Ötzi the Iceman’s last meal shows how Copper Age people ate on the run

Ars Technica » Scientific Method 2018-07-13

Enlarge (credit: (C)SouthtyrolarchaeologymuseumEuracM.Samadelli)

In his final days, the Iceman ate a hearty mountaineer’s diet of red deer, wild goat, and whole grain einkorn wheat—but he may also have accidentally eaten toxic ferns.

Even after being chewed up, swallowed, partially digested in Ötzi’s stomach, and then frozen in a glacier for 5,300 years, some bits of Ötzi’s last meal are still recognizable, at least under a microscope. Frank Maixner of the Eurac Research Institute for Mummy Studies and his colleagues saw compact bits of fatty tissue and bundles of muscle fibers, mixed with pollen from a genus of wheat called einkorn, which grows wild in the region but also includes some of the earliest domesticated wheat species. Mixed in with the partly-digested food bits, however, were spores from a fern called bracken, which is toxic to humans and other animals if not properly prepared.

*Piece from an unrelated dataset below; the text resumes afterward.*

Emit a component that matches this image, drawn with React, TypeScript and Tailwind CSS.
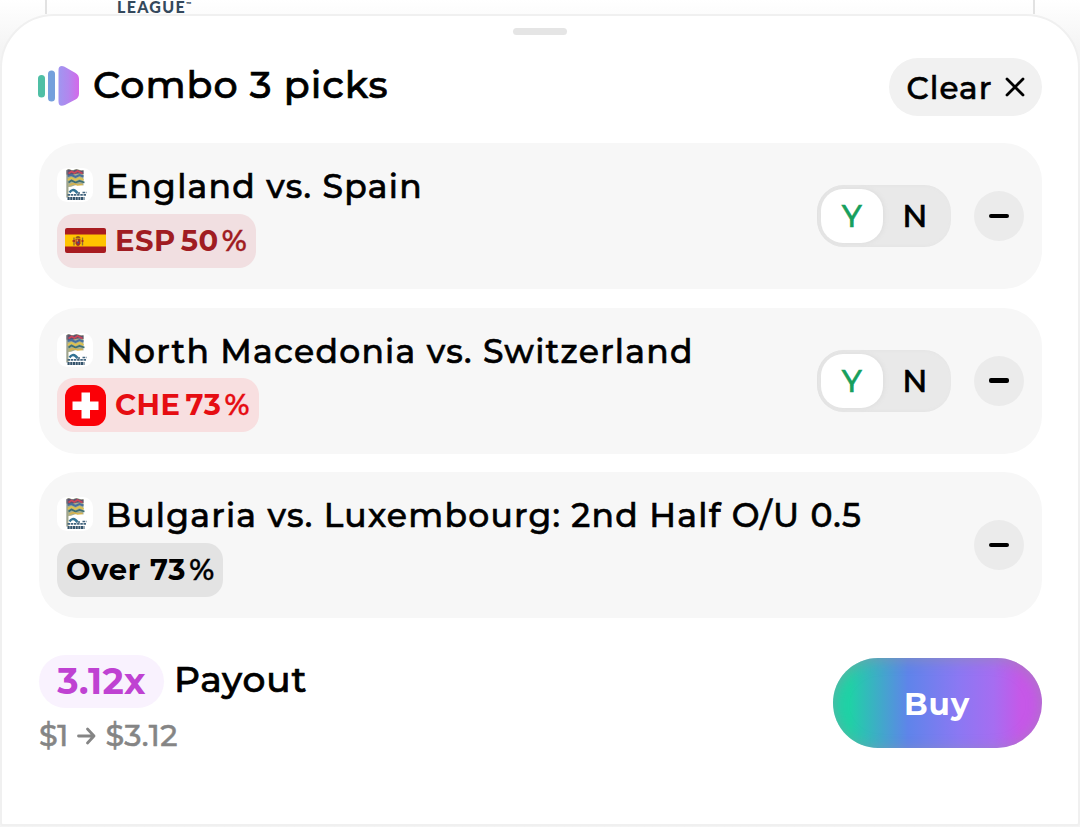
import { clsx } from 'clsx'

type Pick = {
  title: string
  code: string
  codeClass: string
  percent: string
  flag?: 'esp' | 'che'
  badge: string
  toggle: boolean
}

const PICKS: Pick[] = [
  {
    title: 'England vs. Spain',
    code: 'ESP',
    codeClass: 'tracking-[0.5px] mr-[5px]',
    percent: '50',
    flag: 'esp',
    badge: 'w-[199px] bg-[#f1dfe1] text-[#a01c22]',
    toggle: true,
  },
  {
    title: 'North Macedonia vs. Switzerland',
    code: 'CHE',
    codeClass: 'tracking-[0.5px] mr-[5px]',
    percent: '73',
    flag: 'che',
    badge: 'w-[202px] bg-[#f8dfe0] text-[#e60d12]',
    toggle: true,
  },
  {
    title: 'Bulgaria vs. Luxembourg: 2nd Half O/U 0.5',
    code: 'Over',
    codeClass: 'tracking-[0.7px] ml-px mr-[9px]',
    percent: '73',
    badge: 'w-[166px] bg-[#e3e3e3] text-black pt-px',
    toggle: false,
  },
]

function ComboLogo() {
  return (
    <svg className="-mt-[2px] -ml-px" width="42" height="42" viewBox="0 0 42 42" fill="none">
      <defs>
        <linearGradient id="combo" x1="20" y1="0" x2="41" y2="0" gradientUnits="userSpaceOnUse">
          <stop offset="0.1" stopColor="#a394f0" />
          <stop offset="0.5" stopColor="#b286ee" />
          <stop offset="1" stopColor="#d468ea" />
        </linearGradient>
      </defs>
      <rect x="0" y="10" width="7" height="22.5" rx="3.5" fill="#4fbfa5" />
      <rect x="10" y="5.5" width="7" height="31" rx="3.5" fill="#74a0dc" />
      <path
        d="M20.5 5Q20.5.5 25 1.2Q26 1.400 27 2L37.500 8Q41 10 41 14V28.500Q41 32.500 37.500 34.500L27 40Q20.500 42.500 20.500 36.500Z"
        fill="url(#combo)"
      />
    </svg>
  )
}

function LeagueLogo() {
  return (
    <svg width="36" height="34" viewBox="0 0 36 34">
      <rect width="36" height="34" rx="10" fill="#fff" />
      <g transform="translate(0.5 -1)">
        <path d="M9 3Q11 1.500 13 2.500T17 2.500T21 2.500T26 3V18.500Q21 17 17 18.500T11 20V30H9Z" fill="#a9ae8d" />
        <path d="M9 3.500Q11 2 13 3T17 3T21 3T26 3.500V7Q20 6 16 7.500T9 7.500Z" fill="#5b5270" />
        <path d="M11 6.500L14 4.500L17 6L20 4L25 6.500" stroke="#cc4658" strokeWidth="1.600" fill="none" />
        <path d="M10 9L14 8L18 10L22 8L26 9.500" stroke="#47709f" strokeWidth="2" fill="none" />
        <path d="M10 13L14 11L18 13L22 11L26 13" stroke="#dfc24c" strokeWidth="1.800" fill="none" />
        <path d="M11 15.500L14 13.500L18 15.500L22 14L27 15.500" stroke="#3c6e75" strokeWidth="1.700" fill="none" />
        <path d="M12 18L16 16.500L20 18L25 17.500" stroke="#d8b34a" strokeWidth="1.500" fill="none" />
        <path d="M9.500 3V31" stroke="#8a9290" strokeWidth="0.700" />
        <path d="M12 25.500Q15 21.500 18 24L20 26" stroke="#337394" strokeWidth="2.500" fill="none" />
        <path d="M10 27.800h19M20 26h3M25 25.500h4" stroke="#43657f" strokeWidth="1.700" strokeDasharray="2.500 0.700" />
        <path d="M10 31.500H27" stroke="#34536b" strokeWidth="3" strokeDasharray="2.200 0.500" />
      </g>
    </svg>
  )
}

function SpainFlag() {
  return (
    <svg width="41" height="25" viewBox="0 0 41 25">
      <clipPath id="esp">
        <rect width="41" height="25" rx="2" />
      </clipPath>
      <g clipPath="url(#esp)">
        <rect width="41" height="25" fill="#a81b20" />
        <rect y="6.500" width="41" height="12" fill="#ffc400" />
      </g>
      <path d="M9 9.500V17.500M17.500 9.500V17.500" stroke="#8f6a3c" strokeWidth="1.400" />
      <path d="M7.500 13h2.500M16.500 13h2" stroke="#a61d20" strokeWidth="1.500" />
      <path d="M10.500 11h5v4.500q-1 2.500-2.500 2.500t-2.500-2.500Z" fill="#a3302c" />
      <path d="M10.500 10.500Q10.500 8 13 8t2.500 2.500Z" fill="#94591f" />
      <path d="M11.500 11.500h1.500v2h-1.500Z" fill="#e0a23c" />
      <circle cx="13.200" cy="14.400" r="1" fill="#3f5686" />
    </svg>
  )
}

function SwissFlag() {
  return (
    <svg width="41" height="41" viewBox="0 0 41 41">
      <rect width="41" height="41" rx="12" fill="#fb0007" />
      <path d="M16.500 7.500h8.500v9h8.500v8.500H25v8.500h-8.500V25h-9v-8.500h9Z" fill="#fff" />
    </svg>
  )
}

function YesNo() {
  return (
    <div className="flex h-[62px] w-[134px] rounded-[27px] bg-[#e9e9e9] p-1 text-[31px] leading-[54px] font-medium shadow-[inset_2px_0_4px_#e2e2e2]">
      <div className="w-[63px] rounded-[22px] bg-white text-center text-[#179f5d] shadow-[1px_0_5px_#dcdcdc] [-webkit-text-stroke:0.5px_#179f5d]">Y</div>
      <div className="w-[64px] text-center [-webkit-text-stroke:0.6px_black]">N</div>
    </div>
  )
}

function PickCard({ pick }: { pick: Pick }) {
  return (
    <div className="flex h-[146px] items-center rounded-[38px] bg-[#f7f7f7] px-[18px]">
      <div className="flex-1 pt-px">
        <div className="flex h-[48px] items-center pb-[3px]">
          <span className="-mt-[6px]"><LeagueLogo /></span>
          <span className="-mt-[4px] ml-[13px] text-[33px] leading-[40px] font-medium tracking-[1.26px] whitespace-nowrap [-webkit-text-stroke:0.6px_black]">
            {pick.title}
          </span>
        </div>
        <div className={clsx('flex h-[54px] items-center rounded-[17px] pl-2 text-[29px] leading-[40px] font-bold whitespace-nowrap', pick.badge)}>
          {pick.flag && (
            <span className="mr-[9px]">{pick.flag === 'esp' ? <SpainFlag /> : <SwissFlag />}</span>
          )}
          <span className={pick.codeClass}>{pick.code}</span>
          <span className="tracking-[0.6px]">{pick.percent}</span>
          <span className="ml-[3px] font-semibold [-webkit-text-stroke:0.3px_currentColor]">%</span>
        </div>
      </div>
      {pick.toggle && <YesNo />}
      <div className="ml-[23px] flex size-[50px] items-center justify-center rounded-full bg-[#ebebeb]">
        <div className="h-[4.500px] w-[20px] rounded-[2px] bg-black" />
      </div>
    </div>
  )
}

export default function App() {
  return (
    <div className="flex h-[827px] w-[1080px] flex-col overflow-hidden bg-linear-to-b from-white to-[#f4f4f4] to-[50px] font-['Montserrat','Inter',sans-serif] text-black">
      <div className="mx-[45px] h-[14px] border-x-2 border-[#e2e2e2] pl-[70px]">
        <div className="flex h-[14px] items-start font-['Lato',sans-serif] text-[16px] leading-[14px] font-black tracking-[1.3px] text-[#34495c]">
          LEAGUE<span className="text-[7px] leading-[8px] tracking-normal">™</span>
        </div>
      </div>
      <div className="relative -mb-10 flex h-[812px] shrink-0 flex-col rounded-t-[54px] rounded-b-[3px] border-2 border-[#f0f0f0] bg-white pr-[36.500px] pl-[37px]">
        <div className="mt-[12px] h-[7px] w-[54px] self-center rounded-full bg-[#e5e5e5]" />
        <div className="mt-[23px] flex h-[58px] items-center justify-between">
          <div className="flex items-center">
            <ComboLogo />
            <h1 className="-mt-[4px] ml-[13px] text-[38px] leading-[48px] font-medium tracking-[1px] [-webkit-text-stroke:0.7px_black]">Combo 3 picks</h1>
          </div>
          <button className="flex h-[58px] w-[153px] items-center rounded-full bg-[#f1f1f1] pl-[18px] text-[31px] font-medium">
            <span className="mt-[2px] tracking-[1.1px] [-webkit-text-stroke:0.6px_black]">Clear</span>
            <svg className="mr-[17px] ml-auto" width="20" height="20" viewBox="0 0 20 20">
              <path d="M2 2L18 18M18 2L2 18" stroke="black" strokeWidth="2.800" strokeLinecap="round" />
            </svg>
          </button>
        </div>
        <div className="mt-[27px] flex flex-col gap-[18.500px]">
          {PICKS.map((pick) => (
            <PickCard key={pick.title} pick={pick} />
          ))}
        </div>
        <div className="mt-[36.500px] flex justify-between">
          <div>
            <div className="flex h-[53px] items-center">
              <span className="h-[53px] w-[125px] rounded-full bg-[#f9f2fe] text-center text-[36px] leading-[53px] font-bold tracking-[0.3px] text-[#bf42d2]">3.12x</span>
              <span className="-mt-[5px] ml-[10px] text-[36px] leading-[48px] font-medium tracking-[0.85px] [-webkit-text-stroke:0.7px_black]">Payout</span>
            </div>
            <div className="mt-[8px] flex h-[40px] items-center text-[30px] leading-[40px] font-medium text-[#858585] [-webkit-text-stroke:0.5px_#858585]">
              <span>$1</span>
              <svg className="mx-[9px]" width="19" height="20" viewBox="0 0 19 20" fill="none">
                <path d="M1.500 10H17M10.500 3L17 10L10.500 17" stroke="#858585" strokeWidth="2.800" strokeLinecap="round" strokeLinejoin="round" />
              </svg>
              <span className="tracking-[0.4px]">$3.12</span>
            </div>
          </div>
          <button className="mt-[3.500px] h-[90px] w-[209px] rounded-full bg-[linear-gradient(90deg,#1fd2a6_8%,#5f84ea_36%,#8b78f3_60%,#a66df1_77%,#c658e8_90%)] pt-[3px] text-[31px] font-bold tracking-[0.9px] text-white shadow-[inset_0_2px_14px_#9292a599]">
            Buy
          </button>
        </div>
      </div>
    </div>
  )
}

Red meat and healthy whole grains

Chemically, the remnants of Ötzi’s partially digested meal contained a compound called phytanic acid, which is a hallmark of fat or dairy products from ruminants like cattle, deer, and goats. There were also minerals like calcium, iron, magnesium, sodium, and zinc, all of which are found in red meat and dairy products. And among the 167 different animal and plant proteins in the samples, Maixner and his colleagues found six that are specific to structures in the long contracting threads in ibex skeletal muscles—leg of wild goat, perhaps. Another protein in the mix is found only in deer muscles.